> _Given request_
Report each line of the data that has "styles" somewhere in it.

> _Supplied material_
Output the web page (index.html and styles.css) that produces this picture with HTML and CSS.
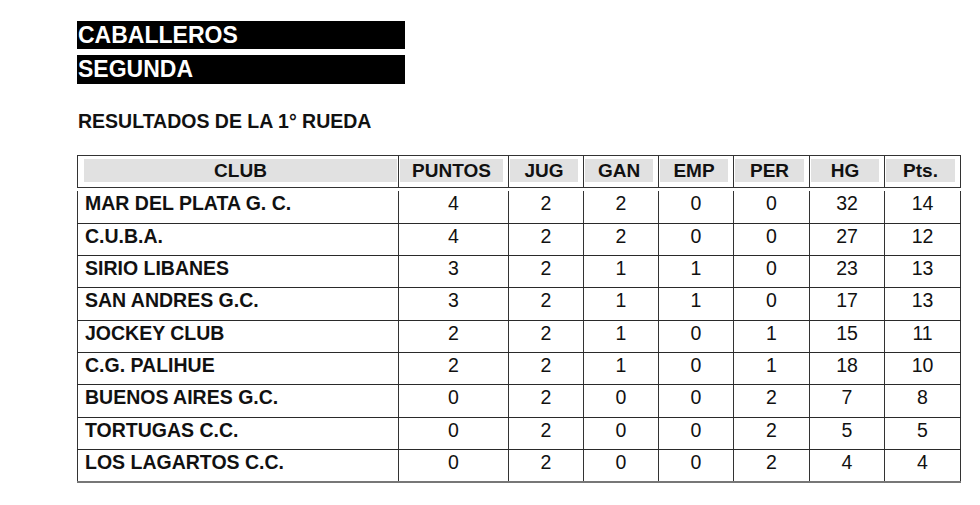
FILE: index.html
```html
<!DOCTYPE html>
<html lang="es">
<head>
<meta charset="utf-8">
<title>Caballeros Segunda</title>
<link rel="stylesheet" href="styles.css">
</head>
<body>
<main class="page">
  <div class="bar bar-first">CABALLEROS</div>
  <div class="bar bar-second">SEGUNDA</div>
  <h2 class="subtitle">RESULTADOS DE LA 1° RUEDA</h2>

  <table class="grid head">
    <colgroup>
      <col class="c-club"><col class="c-pts"><col class="c-n"><col class="c-n"><col class="c-n"><col class="c-n6"><col class="c-n"><col class="c-n6">
    </colgroup>
    <thead>
      <tr>
        <th class="th-club"><div class="hcell">CLUB</div></th>
        <th><div class="hcell">PUNTOS</div></th>
        <th><div class="hcell">JUG</div></th>
        <th><div class="hcell">GAN</div></th>
        <th><div class="hcell">EMP</div></th>
        <th><div class="hcell">PER</div></th>
        <th><div class="hcell">HG</div></th>
        <th><div class="hcell">Pts.</div></th>
      </tr>
    </thead>
  </table>

  <table class="grid body">
    <colgroup>
      <col class="c-club"><col class="c-pts"><col class="c-n"><col class="c-n"><col class="c-n"><col class="c-n6"><col class="c-n"><col class="c-n6">
    </colgroup>
    <tbody>
      <tr><td class="club">MAR DEL PLATA G. C.</td><td>4</td><td>2</td><td>2</td><td>0</td><td>0</td><td>32</td><td>14</td></tr>
      <tr><td class="club">C.U.B.A.</td><td>4</td><td>2</td><td>2</td><td>0</td><td>0</td><td>27</td><td>12</td></tr>
      <tr><td class="club">SIRIO LIBANES</td><td>3</td><td>2</td><td>1</td><td>1</td><td>0</td><td>23</td><td>13</td></tr>
      <tr><td class="club">SAN ANDRES G.C.</td><td>3</td><td>2</td><td>1</td><td>1</td><td>0</td><td>17</td><td>13</td></tr>
      <tr><td class="club">JOCKEY CLUB</td><td>2</td><td>2</td><td>1</td><td>0</td><td>1</td><td>15</td><td>11</td></tr>
      <tr><td class="club">C.G. PALIHUE</td><td>2</td><td>2</td><td>1</td><td>0</td><td>1</td><td>18</td><td>10</td></tr>
      <tr><td class="club">BUENOS AIRES G.C.</td><td>0</td><td>2</td><td>0</td><td>0</td><td>2</td><td>7</td><td>8</td></tr>
      <tr><td class="club">TORTUGAS C.C.</td><td>0</td><td>2</td><td>0</td><td>0</td><td>2</td><td>5</td><td>5</td></tr>
      <tr><td class="club">LOS LAGARTOS C.C.</td><td>0</td><td>2</td><td>0</td><td>0</td><td>2</td><td>4</td><td>4</td></tr>
    </tbody>
  </table>
</main>
</body>
</html>
```

FILE: styles.css
```css
html, body {
  margin: 0;
  padding: 0;
  background: #ffffff;
}

body {
  font-family: "Liberation Sans", Arial, sans-serif;
  color: #111111;
}

.page {
  padding: 21px 0 0 77px;
}

.bar {
  width: 327px;
  background: #000000;
  color: #ffffff;
  font-weight: bold;
  font-size: 23px;
  padding-left: 1px;
}

.bar-first {
  height: 28px;
  line-height: 28px;
}

.bar-second {
  margin-top: 6px;
  height: 29px;
  line-height: 28px;
}

.subtitle {
  margin: 26px 0 0 1px;
  font-size: 19.5px;
  line-height: 22px;
  font-weight: bold;
}

.grid {
  border-collapse: collapse;
  table-layout: fixed;
  width: 884px;
  font-size: 19.5px;
}

.c-club { width: 321px; }
.c-pts { width: 110px; }
.c-n { width: 75px; }
.c-n6 { width: 76px; }

.head {
  margin-top: 23px;
  font-size: 19px;
}

.head th {
  border: 1px solid #333333;
  padding: 3px 5px 5px 1px;
  height: 23px;
  font-weight: bold;
}

.head th.th-club {
  padding-left: 6px;
  padding-right: 1px;
}

.hcell {
  background: #e1e1e1;
  height: 23px;
  line-height: 23px;
  text-align: center;
}

.body {
  margin-top: 3px;
}

.body td {
  border-left: 1px solid #333333;
  border-right: 1px solid #333333;
  border-bottom: 1px solid #2a2a2a;
  height: 32.3px;
  padding: 1px 0 0 0;
  box-sizing: border-box;
  line-height: 22px;
  vertical-align: top;
  text-align: center;
}

.body tr:last-child td {
  border-bottom: 2px solid #777777;
}

.body td.club {
  text-align: left;
  font-weight: bold;
  padding-left: 7px;
}
```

> _Reply to the exercise_
Output the web page (index.html and styles.css) that produces this picture with HTML and CSS.
<link rel="stylesheet" href="styles.css">
FILE: styles.css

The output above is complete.